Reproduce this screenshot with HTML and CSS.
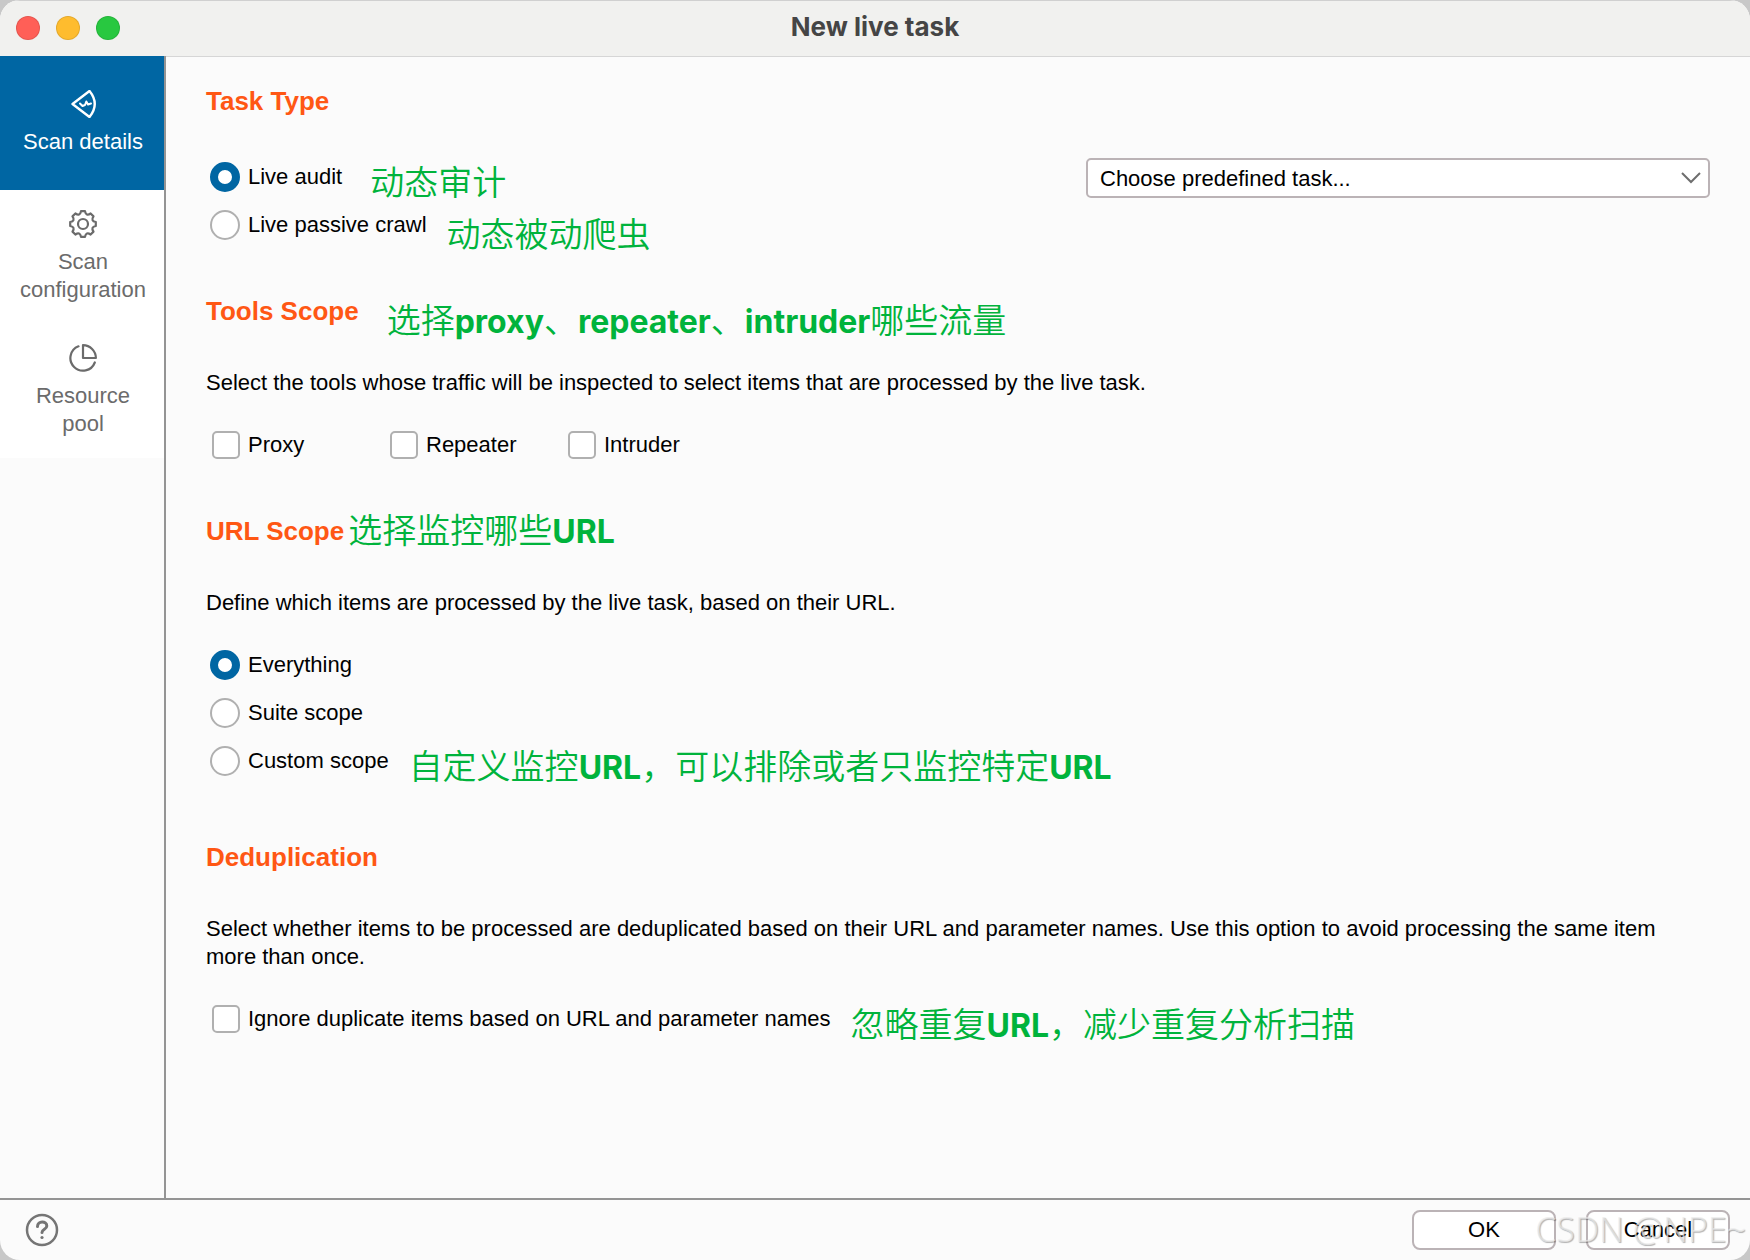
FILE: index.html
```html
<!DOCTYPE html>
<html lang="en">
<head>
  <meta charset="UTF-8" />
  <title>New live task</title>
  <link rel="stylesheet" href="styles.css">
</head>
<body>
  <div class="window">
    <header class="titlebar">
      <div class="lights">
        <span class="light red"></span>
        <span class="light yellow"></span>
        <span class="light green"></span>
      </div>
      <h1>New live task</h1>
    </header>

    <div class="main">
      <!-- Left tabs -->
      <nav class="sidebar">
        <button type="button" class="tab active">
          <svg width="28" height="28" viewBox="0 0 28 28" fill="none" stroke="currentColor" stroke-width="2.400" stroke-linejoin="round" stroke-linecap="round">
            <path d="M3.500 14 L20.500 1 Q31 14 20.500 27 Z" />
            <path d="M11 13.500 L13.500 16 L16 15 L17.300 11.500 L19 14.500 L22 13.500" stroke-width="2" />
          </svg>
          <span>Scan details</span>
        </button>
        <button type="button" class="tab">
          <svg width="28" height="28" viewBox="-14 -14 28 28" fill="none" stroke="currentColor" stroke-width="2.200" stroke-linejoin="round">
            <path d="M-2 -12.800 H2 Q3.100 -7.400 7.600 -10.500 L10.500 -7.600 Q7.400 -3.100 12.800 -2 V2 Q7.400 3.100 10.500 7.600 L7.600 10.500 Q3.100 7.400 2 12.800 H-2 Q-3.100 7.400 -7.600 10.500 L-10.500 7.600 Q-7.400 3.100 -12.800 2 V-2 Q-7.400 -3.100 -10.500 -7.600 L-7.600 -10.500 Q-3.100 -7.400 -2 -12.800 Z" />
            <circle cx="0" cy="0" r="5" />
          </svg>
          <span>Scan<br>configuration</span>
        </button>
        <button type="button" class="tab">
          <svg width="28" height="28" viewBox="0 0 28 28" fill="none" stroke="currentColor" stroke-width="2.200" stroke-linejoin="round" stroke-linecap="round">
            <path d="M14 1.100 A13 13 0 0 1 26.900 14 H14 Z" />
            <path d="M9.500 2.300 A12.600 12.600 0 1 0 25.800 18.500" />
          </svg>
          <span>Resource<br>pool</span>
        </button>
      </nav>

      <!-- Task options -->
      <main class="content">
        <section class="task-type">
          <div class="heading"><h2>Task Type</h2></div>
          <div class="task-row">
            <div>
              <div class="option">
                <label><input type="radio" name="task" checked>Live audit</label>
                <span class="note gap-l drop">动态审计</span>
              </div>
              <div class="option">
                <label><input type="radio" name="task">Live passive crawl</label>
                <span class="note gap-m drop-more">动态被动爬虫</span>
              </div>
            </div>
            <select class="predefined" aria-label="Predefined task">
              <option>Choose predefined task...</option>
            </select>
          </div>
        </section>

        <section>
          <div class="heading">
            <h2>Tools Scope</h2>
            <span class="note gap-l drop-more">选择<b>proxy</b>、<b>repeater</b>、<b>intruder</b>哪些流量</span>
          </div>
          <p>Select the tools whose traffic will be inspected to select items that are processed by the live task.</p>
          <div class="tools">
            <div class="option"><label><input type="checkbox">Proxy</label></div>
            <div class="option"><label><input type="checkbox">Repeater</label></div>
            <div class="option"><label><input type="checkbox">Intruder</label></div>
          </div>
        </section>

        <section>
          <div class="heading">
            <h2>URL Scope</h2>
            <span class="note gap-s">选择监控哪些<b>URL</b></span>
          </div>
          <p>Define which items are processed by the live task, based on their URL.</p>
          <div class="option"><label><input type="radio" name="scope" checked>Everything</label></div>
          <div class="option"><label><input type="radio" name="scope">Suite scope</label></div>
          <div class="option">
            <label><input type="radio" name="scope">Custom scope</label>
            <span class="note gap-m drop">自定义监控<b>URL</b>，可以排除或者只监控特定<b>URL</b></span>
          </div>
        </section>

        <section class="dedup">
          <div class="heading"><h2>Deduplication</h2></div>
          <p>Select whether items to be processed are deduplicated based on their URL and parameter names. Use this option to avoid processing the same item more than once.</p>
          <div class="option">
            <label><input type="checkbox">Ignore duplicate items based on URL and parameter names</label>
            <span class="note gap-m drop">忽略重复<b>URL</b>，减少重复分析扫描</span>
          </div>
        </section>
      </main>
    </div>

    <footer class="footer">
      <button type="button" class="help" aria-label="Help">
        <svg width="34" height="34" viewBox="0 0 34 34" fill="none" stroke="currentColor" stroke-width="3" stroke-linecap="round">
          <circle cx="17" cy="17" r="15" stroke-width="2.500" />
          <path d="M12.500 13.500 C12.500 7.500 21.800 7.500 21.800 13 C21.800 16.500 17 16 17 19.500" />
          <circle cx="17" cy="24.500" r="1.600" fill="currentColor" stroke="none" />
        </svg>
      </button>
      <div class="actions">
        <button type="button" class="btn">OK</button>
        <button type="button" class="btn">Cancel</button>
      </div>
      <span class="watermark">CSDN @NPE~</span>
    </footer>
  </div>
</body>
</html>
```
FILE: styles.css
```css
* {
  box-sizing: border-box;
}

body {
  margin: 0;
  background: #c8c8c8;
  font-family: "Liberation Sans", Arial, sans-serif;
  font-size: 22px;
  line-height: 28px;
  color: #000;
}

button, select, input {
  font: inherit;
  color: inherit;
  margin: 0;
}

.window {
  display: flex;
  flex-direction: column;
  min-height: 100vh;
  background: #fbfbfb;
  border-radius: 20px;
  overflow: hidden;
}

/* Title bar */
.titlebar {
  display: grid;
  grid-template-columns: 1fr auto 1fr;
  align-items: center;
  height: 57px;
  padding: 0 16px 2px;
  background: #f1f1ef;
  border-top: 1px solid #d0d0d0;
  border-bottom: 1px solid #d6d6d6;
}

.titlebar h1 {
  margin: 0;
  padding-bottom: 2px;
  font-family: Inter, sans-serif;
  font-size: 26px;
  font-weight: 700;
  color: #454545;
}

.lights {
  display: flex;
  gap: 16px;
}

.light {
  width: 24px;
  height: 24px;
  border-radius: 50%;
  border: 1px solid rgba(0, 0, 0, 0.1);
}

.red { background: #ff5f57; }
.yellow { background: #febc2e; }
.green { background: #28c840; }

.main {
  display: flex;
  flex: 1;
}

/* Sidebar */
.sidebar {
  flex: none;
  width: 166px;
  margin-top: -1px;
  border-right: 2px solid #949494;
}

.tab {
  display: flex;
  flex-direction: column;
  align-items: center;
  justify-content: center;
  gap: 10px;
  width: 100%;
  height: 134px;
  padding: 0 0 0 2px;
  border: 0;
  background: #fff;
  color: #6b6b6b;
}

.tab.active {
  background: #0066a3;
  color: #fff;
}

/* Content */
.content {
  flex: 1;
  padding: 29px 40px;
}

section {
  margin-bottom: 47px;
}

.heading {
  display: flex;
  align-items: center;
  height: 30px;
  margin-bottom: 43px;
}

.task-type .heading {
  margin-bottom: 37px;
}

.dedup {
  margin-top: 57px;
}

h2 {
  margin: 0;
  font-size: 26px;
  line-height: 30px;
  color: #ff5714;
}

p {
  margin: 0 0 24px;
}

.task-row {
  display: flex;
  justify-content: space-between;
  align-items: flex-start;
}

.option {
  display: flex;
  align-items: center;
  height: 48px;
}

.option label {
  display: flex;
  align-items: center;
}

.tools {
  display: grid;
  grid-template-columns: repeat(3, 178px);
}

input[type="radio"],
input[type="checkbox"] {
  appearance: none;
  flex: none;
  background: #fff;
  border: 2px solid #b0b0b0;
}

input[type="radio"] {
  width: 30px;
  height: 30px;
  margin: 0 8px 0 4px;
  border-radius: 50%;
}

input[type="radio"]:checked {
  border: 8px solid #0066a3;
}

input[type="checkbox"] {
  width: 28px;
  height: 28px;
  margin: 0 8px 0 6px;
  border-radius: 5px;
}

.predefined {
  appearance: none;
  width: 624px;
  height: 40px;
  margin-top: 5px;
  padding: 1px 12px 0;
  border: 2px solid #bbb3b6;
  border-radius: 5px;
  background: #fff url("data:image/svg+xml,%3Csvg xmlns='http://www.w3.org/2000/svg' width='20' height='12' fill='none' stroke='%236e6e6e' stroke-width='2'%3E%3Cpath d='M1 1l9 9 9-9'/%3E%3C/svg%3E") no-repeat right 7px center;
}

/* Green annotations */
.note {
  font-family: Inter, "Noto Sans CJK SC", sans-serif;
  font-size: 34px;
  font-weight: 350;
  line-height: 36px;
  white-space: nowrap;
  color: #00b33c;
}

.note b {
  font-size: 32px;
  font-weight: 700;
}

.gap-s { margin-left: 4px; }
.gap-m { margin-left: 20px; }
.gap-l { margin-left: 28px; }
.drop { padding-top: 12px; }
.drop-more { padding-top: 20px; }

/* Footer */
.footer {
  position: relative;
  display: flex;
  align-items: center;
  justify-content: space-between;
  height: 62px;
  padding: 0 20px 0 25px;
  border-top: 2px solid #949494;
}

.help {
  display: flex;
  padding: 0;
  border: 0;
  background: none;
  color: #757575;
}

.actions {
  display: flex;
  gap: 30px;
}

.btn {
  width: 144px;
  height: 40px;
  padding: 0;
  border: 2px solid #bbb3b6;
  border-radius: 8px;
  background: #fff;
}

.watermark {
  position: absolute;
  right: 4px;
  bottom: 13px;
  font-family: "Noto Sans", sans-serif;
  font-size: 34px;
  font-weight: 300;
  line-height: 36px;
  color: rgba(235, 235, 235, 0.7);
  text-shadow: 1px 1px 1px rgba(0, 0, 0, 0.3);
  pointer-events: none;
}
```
____
* _The request_
Within the listing above, find every line containing the string "this" and return it.

* _Solution_
Reproduce this screenshot with HTML and CSS.
          <p>Select whether items to be processed are deduplicated based on their URL and parameter names. Use this option to avoid processing the same item more than once.</p>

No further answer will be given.